BRITISH commandos have hauled a two-ton artillery gun up a 130ft cliff by hand to protect a vital strategic outpost in Afghanistan.
The 105mm gun was dismantled and rebuilt at the summit of a rocky outcrop, known as the Roshan Tower, using techniques traditionally demonstrated at the Royal Tournament. Gunners from 29 Commando Regiment Royal Artillery, normally based in Plymouth, faced a logistical challenge because the cliff face was riddled with deep cracks that threatened to crumble under the weight of the gun.
Major James Vigne, commander of 8 (Alma) Commando Battery, said: “The ammunition boxes, each weighing nearly 100lb and containing high explosive shells, also had to be manhandled up the 400-metre track which couldn’t take vehicles.

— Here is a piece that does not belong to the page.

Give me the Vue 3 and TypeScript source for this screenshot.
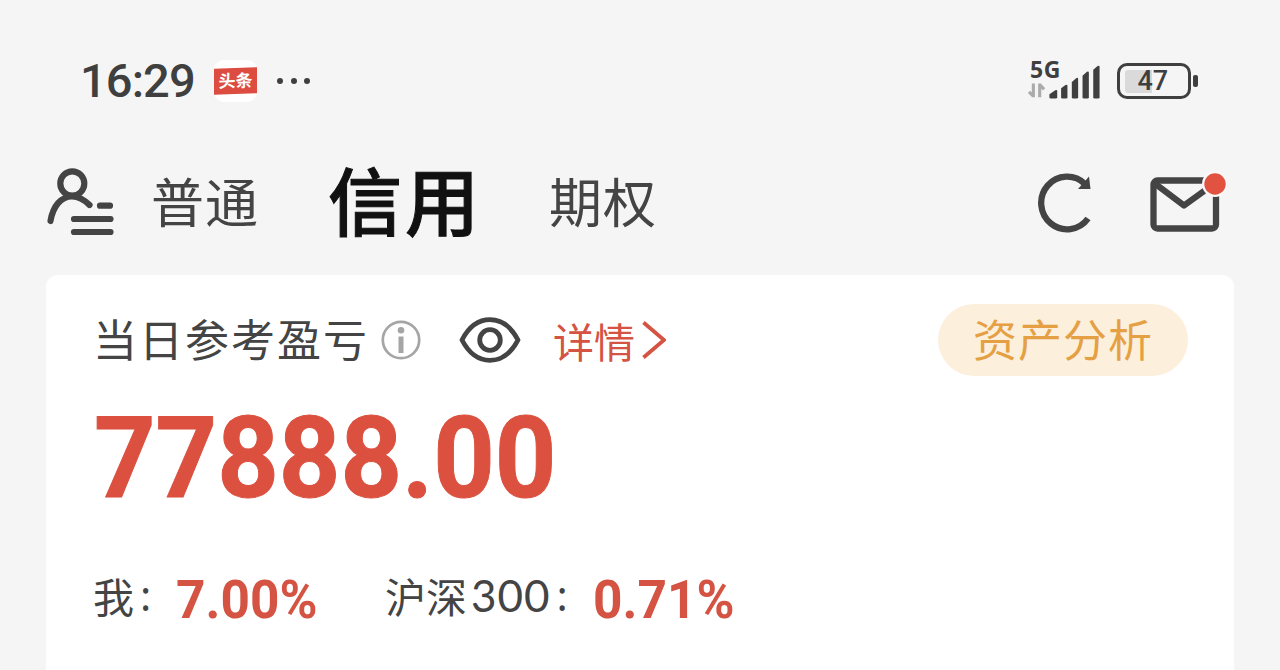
<script setup lang="ts">
interface Tab {
  label: string
  active: boolean
}

interface Stat {
  name: string
  digits: string
  value: string
  kind: string
}

const tabs: Tab[] = [
  { label: '普通', active: false },
  { label: '信用', active: true },
  { label: '期权', active: false },
]

const stats: Stat[] = [
  { name: '我', digits: '', value: '7.00%', kind: 'mine' },
  { name: '沪深', digits: '300', value: '0.71%', kind: 'index' },
]
</script>

<template>
  <div class="page">
    <header class="status">
      <span class="time">16:29</span>
      <span class="app-badge"><span class="ribbon"><span class="ribbon-text">头条</span></span></span>
      <span class="dots"><i></i><i></i><i></i></span>
      <div class="spacer"></div>
      <div class="signal">
        <span class="net">5G</span>
        <svg width="76" height="38" viewBox="0 0 76 38">
          <path d="M5.500 19v14M5.500 32L1 27.500M12 33V19M12 20L16.500 25" fill="none" stroke="#ababab" stroke-width="3.2" />
          <g fill="#3f3f3f">
            <path d="M22 30l6-4q2-1 2 1V33q0 1.500-1.500 1.500h-5Q22 34.500 22 33z" />
            <path d="M34 24l4.500-3.500q2-1 2 1V33q0 1.500-1.500 1.500h-3.500Q34 34.500 34 33z" />
            <path d="M45 17.500l4.500-4q2-1 2 1V33q0 1.500-1.500 1.500h-3.500Q45 34.500 45 33z" />
            <path d="M56 11l4.500-4q2-1 2 1V33q0 1.500-1.500 1.500h-3.500Q56 34.500 56 33z" />
            <path d="M67 5l4.500-4q2-1 2 1V33q0 1.500-1.500 1.500h-3.500Q67 34.500 67 33z" />
          </g>
        </svg>
      </div>
      <div class="battery"><span class="level">47</span></div>
      <span class="battery-cap"></span>
    </header>

    <nav class="nav">
      <svg class="account" width="68" height="70" viewBox="0 0 68 70" fill="none" stroke="#444" stroke-width="6.2" stroke-linecap="round">
        <ellipse cx="25.300" cy="16.500" rx="12" ry="12.200" />
        <path d="M3.500 54C6 39 14 29.500 25 29.500c7 0 12.500 3.500 17.500 8.500" />
        <path d="M53 38.700h10M27 52H63.500M27 65H63.500" />
      </svg>
      <div class="tabs">
        <span v-for="tab in tabs" :key="tab.label" class="tab" :class="{ active: tab.active }">{{ tab.label }}</span>
      </div>
      <div class="spacer"></div>
      <svg class="refresh" width="56" height="62" viewBox="0 0 56 62">
        <path d="M51 47.500A25.900 26.300 0 1 1 48 13" fill="none" stroke="#444" stroke-width="6.300" />
        <path d="M52 5.500l1.500 12.500H41z" fill="#444" />
      </svg>
      <svg class="mail" width="78" height="62" viewBox="0 0 78 62">
        <g fill="none" stroke="#444" stroke-width="6.300">
          <rect x="4.500" y="9.500" width="62.500" height="48" rx="4" />
          <path d="M6.500 13L35 34.500L62 15" stroke-linejoin="round" />
        </g>
        <circle cx="66" cy="13" r="13" fill="#faf8f7" />
        <circle cx="66" cy="13" r="10.700" fill="#e15241" />
      </svg>
    </nav>

    <main class="card">
      <section class="heading">
        <span class="title">当日参考盈亏</span>
        <svg class="info" width="40" height="40" viewBox="0 0 40 40">
          <circle cx="20" cy="20" r="18.200" fill="none" stroke="#a5a5a5" stroke-width="2.700" />
          <circle cx="20" cy="10.200" r="3.300" fill="#a5a5a5" />
          <path d="M20 16.500V33" stroke="#a5a5a5" stroke-width="5" />
        </svg>
        <svg class="eye" width="62" height="48" viewBox="0 0 62 48" fill="none" stroke="#444" stroke-width="4.800">
          <path d="M3 24C10 10.500 19 3.700 31 3.700S52 10.500 59 24C52 37.500 43 44.300 31 44.300S10 37.500 3 24z" stroke-linejoin="round" />
          <circle cx="31" cy="24" r="10.300" />
        </svg>
        <a class="detail">详情</a>
        <svg class="chevron" width="24" height="38" viewBox="0 0 24 38">
          <path d="M1.500 1.500L22 19L1.500 36.500" fill="none" stroke="#d45343" stroke-width="3.800" />
        </svg>
        <div class="spacer"></div>
        <button class="analysis"><span>资产分析</span></button>
      </section>

      <div class="amount">77888.00</div>

      <section class="stats">
        <div v-for="stat in stats" :key="stat.name" class="stat" :class="stat.kind">
          <span class="name">{{ stat.name }}</span>
          <span v-if="stat.digits" class="digits">{{ stat.digits }}</span>
          <span class="colon">:</span>
          <span class="value">{{ stat.value }}</span>
        </div>
      </section>
    </main>
  </div>
</template>

<style>
html,
body {
  overflow: hidden;
  background: #f5f5f5;
}
</style>

<style scoped>
.page {
  width: 1280px;
  height: 670px;
  box-sizing: border-box;
  padding-top: 41px;
  overflow: hidden;
  background: #f5f5f5;
  color: #444;
  font-family: "Noto Sans CJK SC", sans-serif;
  white-space: nowrap;
}

.spacer {
  flex: 1;
}

.status {
  display: flex;
  align-items: center;
  height: 80px;
  padding-left: 80px;
  color: #3f3f3f;
}

.time {
  width: 134px;
  font: 500 47px/60px Roboto, sans-serif;
  letter-spacing: -0.900px;
}

.app-badge {
  display: flex;
  align-items: center;
  width: 43px;
  height: 42px;
  border-radius: 10px;
  background: #fff;
}

.ribbon {
  width: 43px;
  height: 26px;
  background: #dc4c40;
  color: #fff;
  text-align: center;
  transform: skewY(-2deg);
}

.ribbon-text {
  display: block;
  font-size: 17px;
  font-weight: 700;
  line-height: 24px;
}

.dots {
  display: flex;
  gap: 7.500px;
  margin-left: 20px;
}

.dots i {
  width: 6px;
  height: 6px;
  border-radius: 50%;
  background: #3f3f3f;
}

.signal {
  display: flex;
  flex-direction: column;
  width: 89.500px;
  height: 42px;
}

.net {
  height: 5px;
  padding-left: 3px;
  font: 700 23px/19px "Noto Sans", sans-serif;
  letter-spacing: 0.500px;
}

.battery {
  display: flex;
  align-items: center;
  box-sizing: border-box;
  width: 74px;
  height: 36px;
  padding-left: 5px;
  border: 3.500px solid #3f3f3f;
  border-radius: 10px;
}

.level {
  box-sizing: border-box;
  width: 60px;
  padding-left: 13px;
  border-radius: 3px;
  background: linear-gradient(90deg, #dadada 27px, transparent 27px);
  font: 500 27px/23px Roboto, sans-serif;
}

.battery-cap {
  width: 5px;
  height: 12px;
  margin: 0 82.500px 0 2px;
  border-radius: 2px;
  background: #3f3f3f;
}

.nav {
  display: flex;
  align-items: center;
  height: 154px;
  padding-left: 47px;
}

.account {
  margin: 8px 36px 0 0;
}

.tabs {
  display: flex;
  align-items: center;
}

.tab {
  padding-top: 3px;
  font-size: 53px;
  font-weight: 400;
  line-height: 80px;
  letter-spacing: 1px;
}

.tab.active {
  margin: 0 67px 0 69px;
  padding-top: 0;
  color: #111;
  font-size: 74px;
  font-weight: 500;
  letter-spacing: 3px;
  -webkit-text-stroke: 1px #111;
}

.refresh {
  margin: 8px 56px 0 0;
}

.mail {
  margin: 8px 53px 0 0;
}

.card {
  width: 1188px;
  height: 420px;
  box-sizing: border-box;
  margin: 0 46px;
  padding: 29px 46px 0 47px;
  border-radius: 12px 12px 0 0;
  background: #fff;
}

.heading {
  display: flex;
  align-items: center;
  height: 72px;
}

.title {
  width: 288px;
  padding-bottom: 4px;
  font-size: 44px;
  line-height: 64px;
  letter-spacing: 2px;
}

.eye {
  margin-left: 38px;
}

.detail {
  margin-left: 32px;
  padding-bottom: 1px;
  color: #d45343;
  font-size: 41px;
  line-height: 64px;
}

.chevron {
  margin-left: 7px;
}

.analysis {
  width: 250px;
  height: 72px;
  padding: 0 0 4px;
  border: 0;
  border-radius: 36px;
  background: #fcf0dd;
  color: #e5a044;
  font: 400 44px/64px "Noto Sans CJK SC", sans-serif;
  letter-spacing: 1px;
}

.amount {
  height: 120px;
  margin-top: 22px;
  padding-left: 1px;
  color: #dc503f;
  font: 700 114px/120px Roboto, sans-serif;
  -webkit-text-stroke: 1px #dc503f;
  letter-spacing: 0;
  transform: scaleX(0.942);
  transform-origin: left;
}

.stats {
  display: flex;
  height: 70px;
  margin-top: 42px;
}

.stat {
  display: flex;
  align-items: center;
}

.name {
  font-size: 41px;
  line-height: 70px;
}

.digits {
  margin-left: 4px;
  font: 400 44px/70px Lato, sans-serif;
  letter-spacing: 1px;
}

.colon {
  width: 36px;
  padding-left: 6px;
  font: 400 42px/70px "Noto Sans", sans-serif;
}

.value {
  padding-top: 10px;
  color: #d45343;
  font: 700 53px/70px Roboto, sans-serif;
  transform: scaleX(0.97);
  transform-origin: left;
}

.mine {
  width: 292px;
}
</style>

“The move was done at night to keep the gun secret from the enemy, with Gurkhas providing close protection on the hills and cliffs around. Once in place, the gun was camouflaged to prevent the enemy realising the new threat to them.”
The gun, which was installed in mid-January and is capable of firing 35lb shells, is so accurate that it can engage and hit a target 1.8 miles away within five seconds.
“The Dragon is the most feared weapon in our area by the Taliban - they are genuinely frightened by it,” added Vigne. “The Gurkhas operating from Musa Qala have been astonished by its speed, pinpoint accuracy and power.”